Architectural Stone Moves
Moving and relocating historic stone and architectural heritage
Bespoke projects require bespoke solutions.
Ian Clark Restoration uses proven experience to design and execute difficult and challenging object moves.
These 2 case studies showcase the need to provide specialist blended project support able to synergise conservation collections care with engineering and logistical knowledge and experience.
English Heritage commissioned Ian Clark Restoration to move a high volume of historic architectural stone from the underground crypt at Buildwas Abbey in Shropshire to their stores at Wrest Park.
The front-end project provided the opportunity to liaise closely with the EH conservation management and collections care team and carry out a comprehensive site survey to help define sensitive and safe exit routes from the crypt to the loading and transportation area.
The transit routes were protected with soft-wheeled trolleys and surface protection where applicable.
Portable lifting equipment was erected within the crypt and a temporary loading platform and exit ramp constructed.
Each piece of stone was loaded onto a pallet, safe-guarded with individually cut and targeted surface protection before securing for transport.
Winchester Cathedral provided Ian Clark with an equally challenging project.
Within the crypt of the cathedral lay a highly significant 1000 year old Anglo-Saxon altar stone.
This stone had been identified as providing an integral element to the interpretive collection for the new Kings & Scribes – Birth of a Nation exhibition gallery.
The new gallery is constructed within a spectacular 3-level exhibition space in the southern transept.
Winchester Cathedral is a living monument to the heritage of England and is one of the most historically significant buildings in Britain. From the time of Alfred the Great until after the Norman Conquest, Winchester was England’s capital and the Cathedral was its royal chapel. Much of England’s early history was based here and twelve English kings are believed to be buried here – meaning that Winchester can lay claim to being the first Royal Mausoleum.

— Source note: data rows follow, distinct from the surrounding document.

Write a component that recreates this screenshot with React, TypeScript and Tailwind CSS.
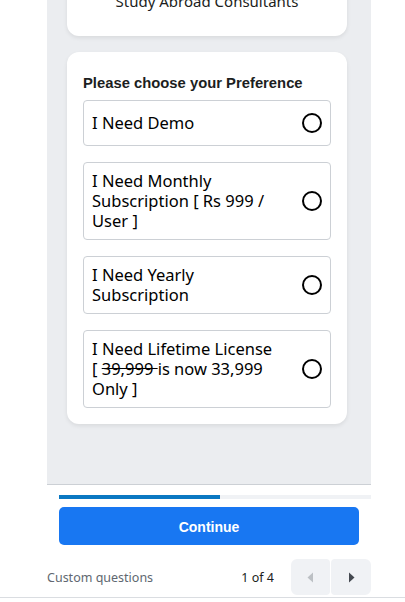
import React, { useState } from 'react';

const options = [
  { id: 'demo', label: <>I Need Demo</> },
  { id: 'monthly', label: <>I Need Monthly Subscription [ Rs 999 / User ]</> },
  { id: 'yearly', label: <>I Need Yearly Subscription</> },
  {
    id: 'lifetime',
    label: (
      <>
        I Need Lifetime License [ <span className="line-through">39,999 </span>is now 33,999 Only ]
      </>
    ),
  },
];

const App: React.FC = () => {
  const [selected, setSelected] = useState<string | null>(null);

  return (
    <div className="w-[405px] h-[602px] bg-white overflow-hidden font-['Noto_Sans',sans-serif] text-[#1c1e21]">
      <div className="ml-[47px] w-[324px]">
        {/* Scrolled form panel */}
        <div className="h-[485px] bg-[#ebedf0] border-b border-[#ccd0d5] pl-5 pr-6 overflow-hidden">
          {/* Intro card (scrolled past) */}
          <div className="-mt-[20px] bg-white rounded-xl shadow-[0_2px_4px_rgba(0,0,0,0.08)] h-[56px] flex justify-center pt-[11px]">
            <span className="text-[15px] leading-5">Study Abroad Consultants</span>
          </div>

          {/* Question card */}
          <div className="mt-4 bg-white rounded-xl shadow-[0_2px_4px_rgba(0,0,0,0.08)] px-4 pt-[22px] pb-4">
            <h2 className="font-['Liberation_Sans',sans-serif] font-bold text-[14.8px] leading-[18px] mb-[8px]">
              Please choose your Preference
            </h2>
            <div className="flex flex-col gap-4">
              {options.map((o) => (
                <button
                  key={o.id}
                  onClick={() => setSelected(o.id)}
                  className="min-h-[46px] border border-[#ccd0d5] rounded-[4px] pl-2 pr-2 py-2 flex items-center justify-between text-left"
                >
                  <span className="text-[16.5px] leading-5 text-black pr-3 w-[200px]">{o.label}</span>
                  <span className="w-5 h-5 shrink-0 rounded-full border-2 border-black flex items-center justify-center">
                    {selected === o.id && <span className="w-2.5 h-2.5 rounded-full bg-black" />}
                  </span>
                </button>
              ))}
            </div>
          </div>
        </div>

        {/* Progress */}
        <div className="mt-[10px] pl-3">
          <div className="h-1 bg-[#f0f2f5]">
            <div className="h-full bg-[#0a78c2]" style={{ width: '51.6%' }} />
          </div>
        </div>

        <div className="px-3 mt-2">
          <button className="w-full h-[38px] pt-[3px] rounded-[5px] bg-[#1877f2] text-white font-['Liberation_Sans',sans-serif] font-bold text-[14px]">
            Continue
          </button>
        </div>

        {/* Footer */}
        <div className="mt-[14px] h-9 flex items-center pt-[2px]">
          <span className="text-[12.5px] text-[#606770] flex-1">Custom questions</span>
          <span className="text-[12.5px] text-[#1c1e21] mr-[17px]">1 of 4</span>
          <div className="flex gap-[1px] -mt-[2px]">
            <button className="w-[39px] h-9 rounded-l-[6px] rounded-r-[4px] bg-[#f0f2f5] flex items-center justify-center">
              <svg width="7" height="11" viewBox="0 0 7 11">
                <path d="M6 0.5 L0.5 5.5 L6 10.5 Z" fill="#bcc0c4" />
              </svg>
            </button>
            <button className="w-[40px] h-9 rounded-r-[6px] rounded-l-[4px] bg-[#f0f2f5] flex items-center justify-center">
              <svg width="7" height="11" viewBox="0 0 7 11">
                <path d="M1 0.5 L6.5 5.5 L1 10.5 Z" fill="#444950" />
              </svg>
            </button>
          </div>
        </div>
      </div>
      <div className="mt-[2px] border-t border-[#dadde1]" />
    </div>
  );
};

export default App;
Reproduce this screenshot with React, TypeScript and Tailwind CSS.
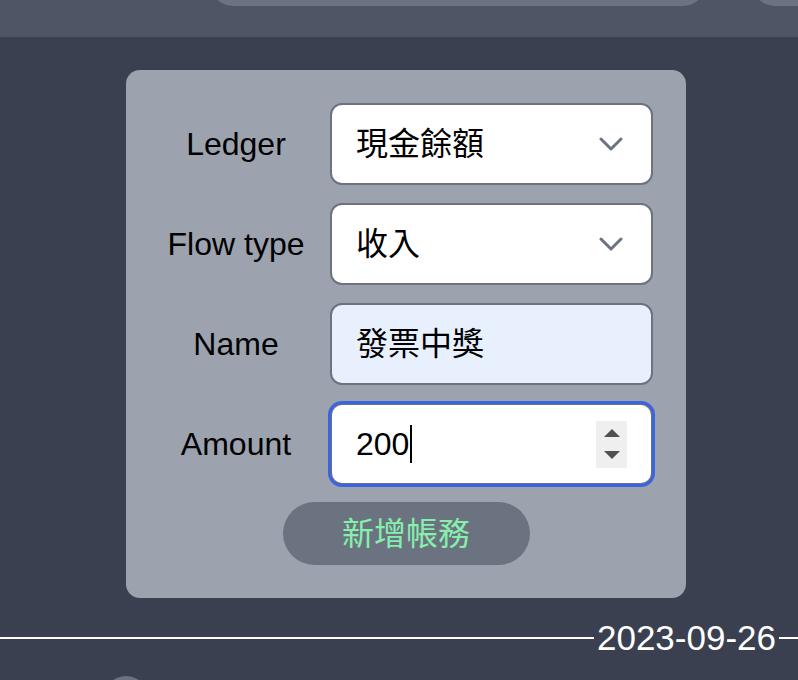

Ian Clark was tasked with moving the 1000 year old stone from the crypt, through the nave and up through 3 floors to the upper level of the southern transept.
The first task was to design, construct and erect a modular inclined railway and fail-safe transit trolley system which provided access to the back of the underground crypt out to level ground above the crypt.
Meticulous planning and onsite execution provided a safe and controlled methodology.
This blended composition of conservation, engineering and logistical experience ensured this culturally significant stone was moved and installed with sensitivity and skill.